For months, U.S. and Chinese officials have been holding back-channel discussions to try to break the trade stalemate. Formal, high-level talks have been scarce, however, as Trump has moved forward with tariffs on $250 billion of Chinese imports and Chinese leaders have insisted that they will not make a deal under duress. A Chinese delegation canceled a visit to Washington last month after the United States announced more tariffs and Trump responded by threatening to levy taxes on all Chinese imports.

Trump has said several times that while China “wants to make a deal,” he does not believe it is ready to do so.

As the trade war rages, administration officials have been increasingly wary that China is using alternate measures like currency manipulation to mitigate the effect of the tariffs.

The issue has re-emerged ahead of the Treasury Department’s widely anticipated biannual currency report that is expected next week.

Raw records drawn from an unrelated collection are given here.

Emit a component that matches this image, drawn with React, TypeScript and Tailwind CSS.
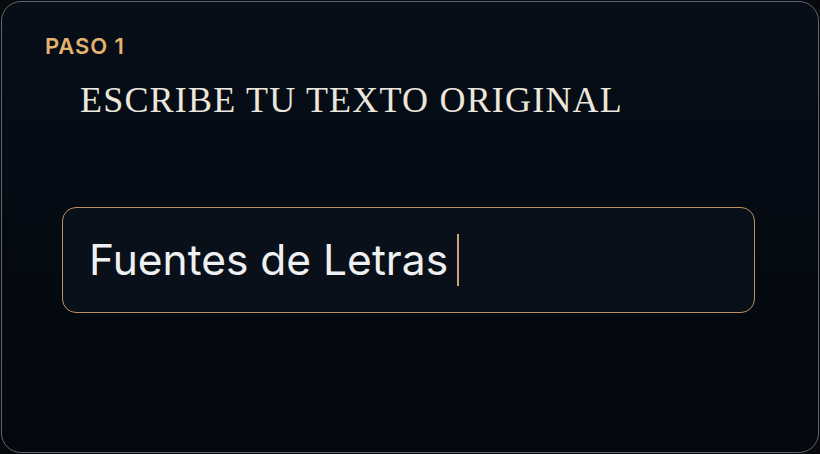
import React from "react";

export default function App() {
  return (
    <div className="w-[820px] h-[454px] bg-[#08090c] p-px">
      <div className="h-full w-full rounded-[20px] border border-[#60646d] bg-gradient-to-b from-[#070e18] to-[#03070e] pt-[33px] pl-[43px] flex flex-col">
        <div
          className="text-[22px] leading-none font-semibold text-[#e3b36f] tracking-[0.9px]"
          style={{ fontFamily: "Inter, 'Noto Sans', sans-serif" }}
        >
          PASO 1
        </div>
        <h1
          className="mt-[25px] ml-[35px] text-[36px] leading-none text-[#ece6dc] tracking-[1.2px] font-normal"
          style={{ fontFamily: "'Liberation Serif', 'DejaVu Serif', serif" }}
        >
          ESCRIBE TU TEXTO ORIGINAL
        </h1>
        <div className="mt-[89px] ml-[17px] w-[693px] h-[106px] rounded-[14px] border border-[#bb935a] bg-[#09101a] flex items-center pl-[26px]">
          <span
            className="text-[42.5px] leading-none text-[#eef0f2]"
            style={{ fontFamily: "Inter, 'Noto Sans', sans-serif" }}
          >
            Fuentes de Letras
          </span>
          <span className="ml-[9px] w-[2px] h-[52px] bg-[#c9a677]" />
        </div>
      </div>
    </div>
  );
}
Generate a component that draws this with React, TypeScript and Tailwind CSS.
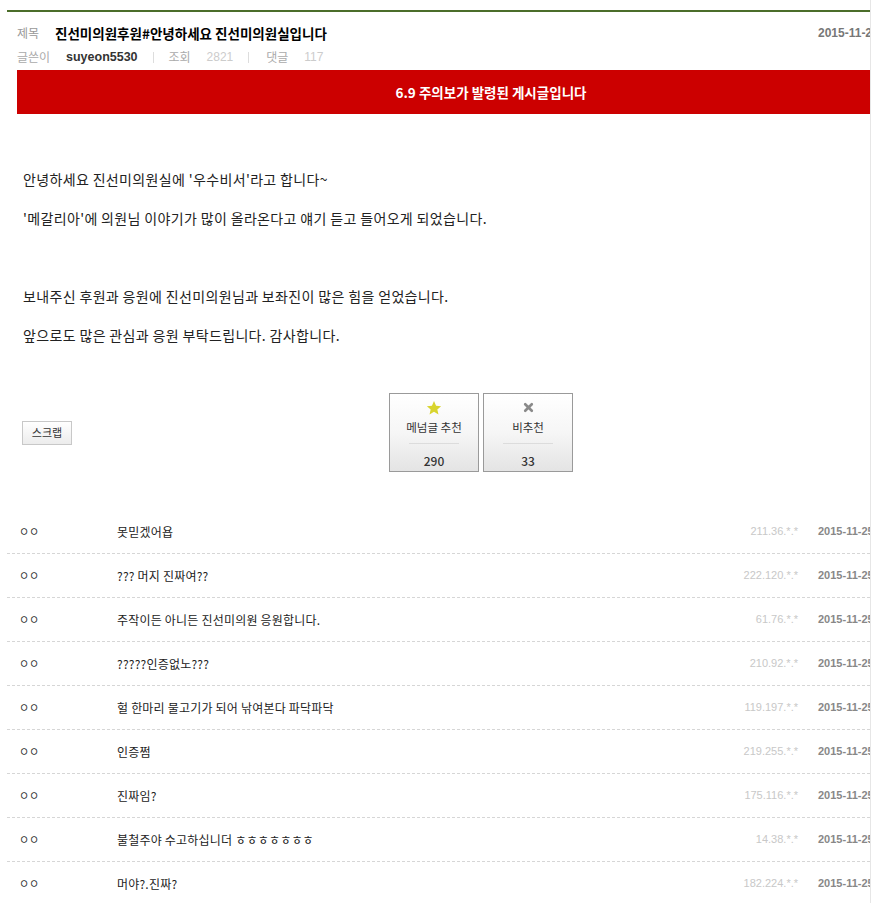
import React from "react";

const comments = [
  { text: "못믿겠어욥", ip: "211.36.*.*" },
  { text: "??? 머지 진짜여??", ip: "222.120.*.*" },
  { text: "주작이든 아니든 진선미의원 응원합니다.", ip: "61.76.*.*" },
  { text: "?????인증없노???", ip: "210.92.*.*" },
  { text: "헐 한마리 물고기가 되어 낚여본다 파닥파닥", ip: "119.197.*.*" },
  { text: "인증쩜", ip: "219.255.*.*" },
  { text: "진짜임?", ip: "175.116.*.*" },
  { text: "불철주야 수고하십니더 ㅎㅎㅎㅎㅎㅎㅎ", ip: "14.38.*.*" },
  { text: "머야?.진짜?", ip: "182.224.*.*" },
];

const kr = "font-['Noto_Sans_CJK_KR','Liberation_Sans',sans-serif]";
const num = "font-['Liberation_Sans','Noto_Sans_CJK_KR',sans-serif]";

function Star() {
  return (
    <svg width="16" height="16" viewBox="0 0 24 24">
      <path
        d="M12 1.5l3.1 7 7.6.7-5.7 5 1.7 7.5L12 17.8l-6.7 3.9 1.7-7.5-5.7-5 7.6-.7z"
        fill="#d8d42e"
      />
    </svg>
  );
}

function Cross() {
  return (
    <svg width="11" height="11" viewBox="0 0 10 10">
      <path d="M2 2l6 6M8 2l-6 6" stroke="#8a8a8a" strokeWidth="2.4" strokeLinecap="round" />
    </svg>
  );
}

function VoteBox({ icon, label, count }: { icon: React.ReactNode; label: string; count: string }) {
  return (
    <div className="w-[90px] h-[79px] border border-[#9a9a9a] bg-gradient-to-b from-white via-[#f6f6f6] to-[#e4e4e4] flex flex-col items-center">
      <div className="h-[15px] mt-[6px] flex items-center">{icon}</div>
      <div className="text-[11.5px] text-[#333] leading-[14px] mt-[5px]">{label}</div>
      <div className="w-[50px] border-t border-[#dcdcdc] mt-[9px]" />
      <div className="text-[12px] font-medium text-[#333] leading-[14px] mt-[10px]">{count}</div>
    </div>
  );
}

export default function App() {
  return (
    <div className={`w-[872px] h-[903px] overflow-hidden bg-white ${kr}`}>
      <div className="w-[871px] h-full overflow-hidden border-r border-[#e6e6e6]">
        <div className="w-[968px] ml-[7px] mt-[10px] border-t-2 border-[#4b6d2a]">
          <div className="px-[10px]">
            <div className="flex items-center h-[20px] mt-[11px]">
              <div className="flex-1 flex items-center">
                <span className="text-[12px] text-[#999] w-[38px]">제목</span>
                <span className="text-[13.5px] font-bold text-black">
                  진선미의원후원#안녕하세요 진선미의원실입니다
                </span>
              </div>
              <div className={`w-[147px] text-[12px] font-bold text-[#777] ${num}`}>2015-11-25</div>
            </div>
            <div className="flex items-center h-[22px] mt-[3px] text-[12px]">
              <span className="text-[#aaa] w-[49px]">글쓴이</span>
              <span className={`font-bold text-[#333] ${num} text-[12.5px]`}>suyeon5530</span>
              <span className="mx-[15px] h-[11px] border-l border-[#ddd]" />
              <span className="text-[#aaa] w-[38px]">조회</span>
              <span className={`text-[#ccc] ${num}`}>2821</span>
              <span className="ml-[15px] mr-[17px] h-[11px] border-l border-[#ddd]" />
              <span className="text-[#aaa] w-[38px]">댓글</span>
              <span className={`text-[#ccc] ${num}`}>117</span>
            </div>
            <div className="mt-[2px] h-[44px] bg-[#cc0000] flex items-center justify-center">
              <span className="text-white font-bold text-[13.5px]">6.9 주의보가 발령된 게시글입니다</span>
            </div>
          </div>

          <div className="mt-[46px] pl-[16px] text-[14px] tracking-[0.35px] text-[#222] leading-[39px]">
            <p>안녕하세요 진선미의원실에 '우수비서'라고 합니다~</p>
            <p>'메갈리아'에 의원님 이야기가 많이 올라온다고 얘기 듣고 들어오게 되었습니다.</p>
            <p>&nbsp;</p>
            <p>보내주신 후원과 응원에 진선미의원님과 보좌진이 많은 힘을 얻었습니다.</p>
            <p>앞으로도 많은 관심과 응원 부탁드립니다. 감사합니다.</p>
          </div>

          <div className="mt-[38px] h-[79px] flex items-center">
            <button className="ml-[15px] w-[50px] h-[24px] border border-[#c8c8c8] bg-gradient-to-b from-white to-[#ececec] text-[11px] text-[#333] flex items-center justify-center">
              스크랩
            </button>
            <div className="ml-[317px] flex gap-[4px]">
              <VoteBox icon={<Star />} label="메넘글 추천" count="290" />
              <VoteBox icon={<Cross />} label="비추천" count="33" />
            </div>
          </div>

          <div className="mt-[38px]">
            {comments.map((c, i) => (
              <div key={i} className="h-[44px] flex items-center border-b border-dashed border-[#d6d6d6]">
                <div className="w-[110px] pl-[12px] text-[11px] text-[#333]">ㅇㅇ</div>
                <div className="flex-1 text-[12px] tracking-[0.2px] text-[#222]">{c.text}</div>
                <div className={`w-[120px] pr-[20px] text-right text-[11px] text-[#c8c8c8] ${num}`}>{c.ip}</div>
                <div className={`w-[157px] text-[11px] font-bold text-[#888] ${num}`}>2015-11-25</div>
              </div>
            ))}
          </div>
        </div>
      </div>
    </div>
  );
}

The study is the latest opportunity for Trump to make good on his campaign promise to label China a currency manipulator. But, despite those threats, the Treasury has so far declined to name China a manipulator in the three previous reports that have been released under the president’s watch.

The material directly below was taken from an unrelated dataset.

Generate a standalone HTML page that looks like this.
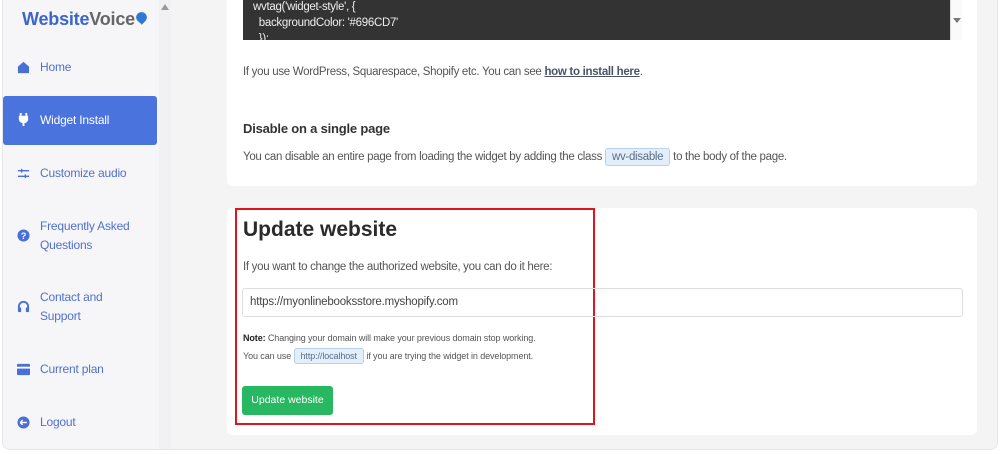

In part, that is because China has not yet satisfied some of the criteria required to be labeled a currency manipulator, including bilateral trade deficits and other factors indicating a country is depressing the value of its currency. The United States has not officially called another country a manipulator since it slapped the label on China in 1994, and doing so is supposed to kick-start negotiations to resolve the problem.

While the practical effect is minimal, brandishing the label in the coming report would only exacerbate tension between the two countries. Analysts do not expect the label to be applied in next week’s report.

Mnuchin declined Friday to offer a preview of the Treasury’s findings.

“What we go through on the report is a technical analysis that follows certain rules,” he said. “I’m not going to say what the result is, but this is a very thorough analysis.”

Christine Lagarde, the managing director of the International Monetary Fund, said this week that the strength of the dollar was exacerbating the appearance of the renminbi’s weakness, but that, compared with other currencies, its value was declining only modestly.

The Chinese economy has shown signs of slowing under the weight of Trump’s tariffs, while markets in the United States have been roiled recently in part because of lingering uncertainty about trade.

After prior rounds of trade talks failed, some White House officials appear eager to let Trump and Xi cut a deal on their own.

“We need those two guys to sit down and work it out,” Kevin Hassett, the chairman of the White House’s Council of Economic Advisers, told the Fox Business Network on Friday. “I think that the fact that they’re talking suggests that there should be a great of hope that we can resolve our feud sometime soon.”